Provided material —
########################################
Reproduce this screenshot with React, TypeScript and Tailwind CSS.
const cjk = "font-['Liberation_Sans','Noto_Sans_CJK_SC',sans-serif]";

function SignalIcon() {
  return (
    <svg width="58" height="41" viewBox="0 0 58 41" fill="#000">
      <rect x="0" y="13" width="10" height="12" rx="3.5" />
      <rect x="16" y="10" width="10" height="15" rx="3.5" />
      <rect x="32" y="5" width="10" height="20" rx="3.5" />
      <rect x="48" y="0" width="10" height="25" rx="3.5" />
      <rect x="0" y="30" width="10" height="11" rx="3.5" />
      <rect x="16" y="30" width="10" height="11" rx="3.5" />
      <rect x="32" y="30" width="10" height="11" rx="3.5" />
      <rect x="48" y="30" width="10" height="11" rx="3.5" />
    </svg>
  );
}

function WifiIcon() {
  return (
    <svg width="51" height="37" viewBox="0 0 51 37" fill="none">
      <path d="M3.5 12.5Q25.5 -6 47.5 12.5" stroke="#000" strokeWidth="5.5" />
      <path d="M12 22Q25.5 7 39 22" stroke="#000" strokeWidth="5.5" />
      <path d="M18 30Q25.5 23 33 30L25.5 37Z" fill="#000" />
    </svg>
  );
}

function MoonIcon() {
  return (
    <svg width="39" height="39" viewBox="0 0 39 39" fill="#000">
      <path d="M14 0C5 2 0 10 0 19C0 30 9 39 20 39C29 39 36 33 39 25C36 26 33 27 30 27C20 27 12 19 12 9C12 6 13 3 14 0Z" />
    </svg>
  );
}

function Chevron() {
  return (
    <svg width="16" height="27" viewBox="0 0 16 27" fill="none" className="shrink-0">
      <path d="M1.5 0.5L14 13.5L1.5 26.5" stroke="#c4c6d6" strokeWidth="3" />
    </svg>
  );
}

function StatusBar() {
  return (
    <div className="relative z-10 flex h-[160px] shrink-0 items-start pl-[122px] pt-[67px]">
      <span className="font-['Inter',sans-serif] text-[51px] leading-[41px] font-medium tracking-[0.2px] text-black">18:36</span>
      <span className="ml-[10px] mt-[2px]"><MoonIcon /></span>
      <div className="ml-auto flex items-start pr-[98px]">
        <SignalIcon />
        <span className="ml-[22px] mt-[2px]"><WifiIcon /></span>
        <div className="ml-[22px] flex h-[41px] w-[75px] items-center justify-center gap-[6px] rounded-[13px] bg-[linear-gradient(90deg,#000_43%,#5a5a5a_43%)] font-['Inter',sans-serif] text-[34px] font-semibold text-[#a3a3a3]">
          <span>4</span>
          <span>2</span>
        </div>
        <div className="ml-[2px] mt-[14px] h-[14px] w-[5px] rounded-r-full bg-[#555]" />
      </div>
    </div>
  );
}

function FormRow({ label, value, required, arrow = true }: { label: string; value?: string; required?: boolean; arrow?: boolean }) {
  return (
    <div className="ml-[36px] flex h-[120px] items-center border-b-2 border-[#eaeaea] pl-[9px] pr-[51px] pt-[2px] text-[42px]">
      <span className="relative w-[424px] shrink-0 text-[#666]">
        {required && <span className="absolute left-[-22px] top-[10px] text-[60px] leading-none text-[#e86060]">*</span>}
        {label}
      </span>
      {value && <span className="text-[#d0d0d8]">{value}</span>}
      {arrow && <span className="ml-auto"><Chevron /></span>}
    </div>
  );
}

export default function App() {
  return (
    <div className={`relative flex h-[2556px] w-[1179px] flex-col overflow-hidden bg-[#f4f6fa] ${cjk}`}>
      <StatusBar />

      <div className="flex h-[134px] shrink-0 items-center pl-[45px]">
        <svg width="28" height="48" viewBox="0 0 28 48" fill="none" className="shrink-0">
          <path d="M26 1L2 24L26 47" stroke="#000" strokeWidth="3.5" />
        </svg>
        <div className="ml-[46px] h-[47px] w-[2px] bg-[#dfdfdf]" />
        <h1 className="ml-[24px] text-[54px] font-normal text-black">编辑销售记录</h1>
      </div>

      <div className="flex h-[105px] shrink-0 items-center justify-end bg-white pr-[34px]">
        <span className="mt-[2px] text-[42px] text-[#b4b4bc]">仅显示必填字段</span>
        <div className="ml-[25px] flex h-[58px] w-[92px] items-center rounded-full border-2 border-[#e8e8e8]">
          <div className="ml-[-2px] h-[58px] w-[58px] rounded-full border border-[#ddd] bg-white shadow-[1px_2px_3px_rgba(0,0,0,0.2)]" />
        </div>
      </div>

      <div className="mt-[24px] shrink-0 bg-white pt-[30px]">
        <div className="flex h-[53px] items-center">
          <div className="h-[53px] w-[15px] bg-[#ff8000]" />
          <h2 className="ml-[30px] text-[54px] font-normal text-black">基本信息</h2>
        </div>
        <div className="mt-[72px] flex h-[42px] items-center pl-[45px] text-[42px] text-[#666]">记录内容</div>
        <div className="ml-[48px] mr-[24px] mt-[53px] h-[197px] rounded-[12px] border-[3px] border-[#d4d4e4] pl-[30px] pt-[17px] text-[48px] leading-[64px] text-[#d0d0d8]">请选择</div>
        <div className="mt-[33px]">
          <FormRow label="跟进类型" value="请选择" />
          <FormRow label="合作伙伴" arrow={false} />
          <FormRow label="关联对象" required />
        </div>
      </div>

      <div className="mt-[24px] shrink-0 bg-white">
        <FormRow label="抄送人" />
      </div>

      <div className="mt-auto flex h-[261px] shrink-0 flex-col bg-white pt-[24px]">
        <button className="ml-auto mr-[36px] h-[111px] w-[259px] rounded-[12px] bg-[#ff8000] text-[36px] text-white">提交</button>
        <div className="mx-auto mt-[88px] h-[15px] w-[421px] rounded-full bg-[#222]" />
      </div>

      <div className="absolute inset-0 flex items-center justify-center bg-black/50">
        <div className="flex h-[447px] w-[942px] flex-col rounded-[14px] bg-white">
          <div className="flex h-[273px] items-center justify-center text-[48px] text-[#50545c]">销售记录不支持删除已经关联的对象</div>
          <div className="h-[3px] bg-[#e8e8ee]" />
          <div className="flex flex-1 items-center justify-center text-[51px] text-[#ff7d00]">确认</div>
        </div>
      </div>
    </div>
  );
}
########################################
Work to do —
Output every line above without altering anything.

Response to the task —
Reproduce this screenshot with React, TypeScript and Tailwind CSS.
const cjk = "font-['Liberation_Sans','Noto_Sans_CJK_SC',sans-serif]";

function SignalIcon() {
  return (
    <svg width="58" height="41" viewBox="0 0 58 41" fill="#000">
      <rect x="0" y="13" width="10" height="12" rx="3.5" />
      <rect x="16" y="10" width="10" height="15" rx="3.5" />
      <rect x="32" y="5" width="10" height="20" rx="3.5" />
      <rect x="48" y="0" width="10" height="25" rx="3.5" />
      <rect x="0" y="30" width="10" height="11" rx="3.5" />
      <rect x="16" y="30" width="10" height="11" rx="3.5" />
      <rect x="32" y="30" width="10" height="11" rx="3.5" />
      <rect x="48" y="30" width="10" height="11" rx="3.5" />
    </svg>
  );
}

function WifiIcon() {
  return (
    <svg width="51" height="37" viewBox="0 0 51 37" fill="none">
      <path d="M3.5 12.5Q25.5 -6 47.5 12.5" stroke="#000" strokeWidth="5.5" />
      <path d="M12 22Q25.5 7 39 22" stroke="#000" strokeWidth="5.5" />
      <path d="M18 30Q25.5 23 33 30L25.5 37Z" fill="#000" />
    </svg>
  );
}

function MoonIcon() {
  return (
    <svg width="39" height="39" viewBox="0 0 39 39" fill="#000">
      <path d="M14 0C5 2 0 10 0 19C0 30 9 39 20 39C29 39 36 33 39 25C36 26 33 27 30 27C20 27 12 19 12 9C12 6 13 3 14 0Z" />
    </svg>
  );
}

function Chevron() {
  return (
    <svg width="16" height="27" viewBox="0 0 16 27" fill="none" className="shrink-0">
      <path d="M1.5 0.5L14 13.5L1.5 26.5" stroke="#c4c6d6" strokeWidth="3" />
    </svg>
  );
}

function StatusBar() {
  return (
    <div className="relative z-10 flex h-[160px] shrink-0 items-start pl-[122px] pt-[67px]">
      <span className="font-['Inter',sans-serif] text-[51px] leading-[41px] font-medium tracking-[0.2px] text-black">18:36</span>
      <span className="ml-[10px] mt-[2px]"><MoonIcon /></span>
      <div className="ml-auto flex items-start pr-[98px]">
        <SignalIcon />
        <span className="ml-[22px] mt-[2px]"><WifiIcon /></span>
        <div className="ml-[22px] flex h-[41px] w-[75px] items-center justify-center gap-[6px] rounded-[13px] bg-[linear-gradient(90deg,#000_43%,#5a5a5a_43%)] font-['Inter',sans-serif] text-[34px] font-semibold text-[#a3a3a3]">
          <span>4</span>
          <span>2</span>
        </div>
        <div className="ml-[2px] mt-[14px] h-[14px] w-[5px] rounded-r-full bg-[#555]" />
      </div>
    </div>
  );
}

function FormRow({ label, value, required, arrow = true }: { label: string; value?: string; required?: boolean; arrow?: boolean }) {
  return (
    <div className="ml-[36px] flex h-[120px] items-center border-b-2 border-[#eaeaea] pl-[9px] pr-[51px] pt-[2px] text-[42px]">
      <span className="relative w-[424px] shrink-0 text-[#666]">
        {required && <span className="absolute left-[-22px] top-[10px] text-[60px] leading-none text-[#e86060]">*</span>}
        {label}
      </span>
      {value && <span className="text-[#d0d0d8]">{value}</span>}
      {arrow && <span className="ml-auto"><Chevron /></span>}
    </div>
  );
}

export default function App() {
  return (
    <div className={`relative flex h-[2556px] w-[1179px] flex-col overflow-hidden bg-[#f4f6fa] ${cjk}`}>
      <StatusBar />

      <div className="flex h-[134px] shrink-0 items-center pl-[45px]">
        <svg width="28" height="48" viewBox="0 0 28 48" fill="none" className="shrink-0">
          <path d="M26 1L2 24L26 47" stroke="#000" strokeWidth="3.5" />
        </svg>
        <div className="ml-[46px] h-[47px] w-[2px] bg-[#dfdfdf]" />
        <h1 className="ml-[24px] text-[54px] font-normal text-black">编辑销售记录</h1>
      </div>

      <div className="flex h-[105px] shrink-0 items-center justify-end bg-white pr-[34px]">
        <span className="mt-[2px] text-[42px] text-[#b4b4bc]">仅显示必填字段</span>
        <div className="ml-[25px] flex h-[58px] w-[92px] items-center rounded-full border-2 border-[#e8e8e8]">
          <div className="ml-[-2px] h-[58px] w-[58px] rounded-full border border-[#ddd] bg-white shadow-[1px_2px_3px_rgba(0,0,0,0.2)]" />
        </div>
      </div>

      <div className="mt-[24px] shrink-0 bg-white pt-[30px]">
        <div className="flex h-[53px] items-center">
          <div className="h-[53px] w-[15px] bg-[#ff8000]" />
          <h2 className="ml-[30px] text-[54px] font-normal text-black">基本信息</h2>
        </div>
        <div className="mt-[72px] flex h-[42px] items-center pl-[45px] text-[42px] text-[#666]">记录内容</div>
        <div className="ml-[48px] mr-[24px] mt-[53px] h-[197px] rounded-[12px] border-[3px] border-[#d4d4e4] pl-[30px] pt-[17px] text-[48px] leading-[64px] text-[#d0d0d8]">请选择</div>
        <div className="mt-[33px]">
          <FormRow label="跟进类型" value="请选择" />
          <FormRow label="合作伙伴" arrow={false} />
          <FormRow label="关联对象" required />
        </div>
      </div>

      <div className="mt-[24px] shrink-0 bg-white">
        <FormRow label="抄送人" />
      </div>

      <div className="mt-auto flex h-[261px] shrink-0 flex-col bg-white pt-[24px]">
        <button className="ml-auto mr-[36px] h-[111px] w-[259px] rounded-[12px] bg-[#ff8000] text-[36px] text-white">提交</button>
        <div className="mx-auto mt-[88px] h-[15px] w-[421px] rounded-full bg-[#222]" />
      </div>

      <div className="absolute inset-0 flex items-center justify-center bg-black/50">
        <div className="flex h-[447px] w-[942px] flex-col rounded-[14px] bg-white">
          <div className="flex h-[273px] items-center justify-center text-[48px] text-[#50545c]">销售记录不支持删除已经关联的对象</div>
          <div className="h-[3px] bg-[#e8e8ee]" />
          <div className="flex flex-1 items-center justify-center text-[51px] text-[#ff7d00]">确认</div>
        </div>
      </div>
    </div>
  );
}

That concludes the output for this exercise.